Kiedy zakończyła się już dochodzeniowa farsa (inaczej nie potrafię tego nazwać) i podziękowano gościom, Tomasz Lis przypomniał, że ma jeszcze do obwieszczenia ostateczne wyniki sms-owego głosowania „Czy Zbigniew Ziobro był dobrym ministrem sprawiedliwości, czy nie?” Pokazano planszę: po stronie słowa TAK było 59%, po stronie słowa NIE – 41%. Osiemnaście procent, to wręcz druzgocące zwycięstwo Zbigniewa Ziobry. Tak osądzili telewidzowie. Jeśli pierwsza część miała nadszarpnąć dobre imię byłego ministra w rządzie PiS, to na pewno się to nie udało. Jeśli druga część miała nadszarpnąć dobre imię policjantów i pokazaść ich brutalność, to lepiej byłoby dla Lisa, aby się udało, bo jeśli film był zmajstrowany…?

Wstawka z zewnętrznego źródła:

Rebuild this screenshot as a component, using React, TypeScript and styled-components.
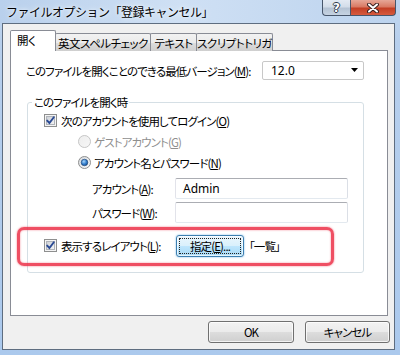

Coś mi się wydaje, że Tomasz Lis powinien zaprosić ministra Spraw Wewnętrznych i Administracji, vice-premiera Grzegorza Schetynę, aby ten wytłumaczył niedawny cud w Warszawie, kiedy to jego „chłopcy” w liczbie stu zaaresztowali ponad siedmiuset tzw. „chuliganów stadionowych” i to dość daleko od stadionu. Kolejna próba robienia wody z mózgów obywateli i pi-aru władz. Wyobraźmy sobie siedmiu chuliganów na jednego policjanta!!! Albo odwrotnie – jednego policjanta szturmującego siedmiu chuliganów. – „Wjście Smoka” z Brucem Lee, to pikuś. No, ale jeśli chuliganami były dziewczyny, nastoletni chłopcy, to bohaterstwo stróżów prawa mogło sięgać tak imponujących liczb. Tym bardziej, że najgroźniejszym, rzekomym narzędziem „zbrodni” po stronie chuliganów był…widelec i to nie wyjęty z ręki „bandyty”, a znaleziony po zajściach na trawie. Minister Schetyna powinien wytlumaczyć w jakich warunkach byli przetrzymywani ci ludzie, dlaczego byli bici na komisariatach i w ogóle o co tak naprawdę poszło w tej dziwnej „napaści” siedmiuset, uzbrojonych w jeden widelec chuliganów, w efekcie której złamano jedno lusterko z jakiegoś samochodu i jeden policjantowy palec. Ponadto mnóstwo „samookaleczonych” tzw. chuliganów. Sami się potłukli, czy co? Widać chuligani w Polsce zdelikatnieli, skoro w siedmiu nie dają rady jednemu policjantowi. Tylko po co ta pokazówka? Panie redaktorze Lis, ma pan pole do popisu. Tylko proszę nie zapraszać pana Niesiołowskiego, – on się chyba nie zna na…piłce nożnej.
A poza tym? Jest pan kpiarzem, czy fachowcem? Mam z tym problem.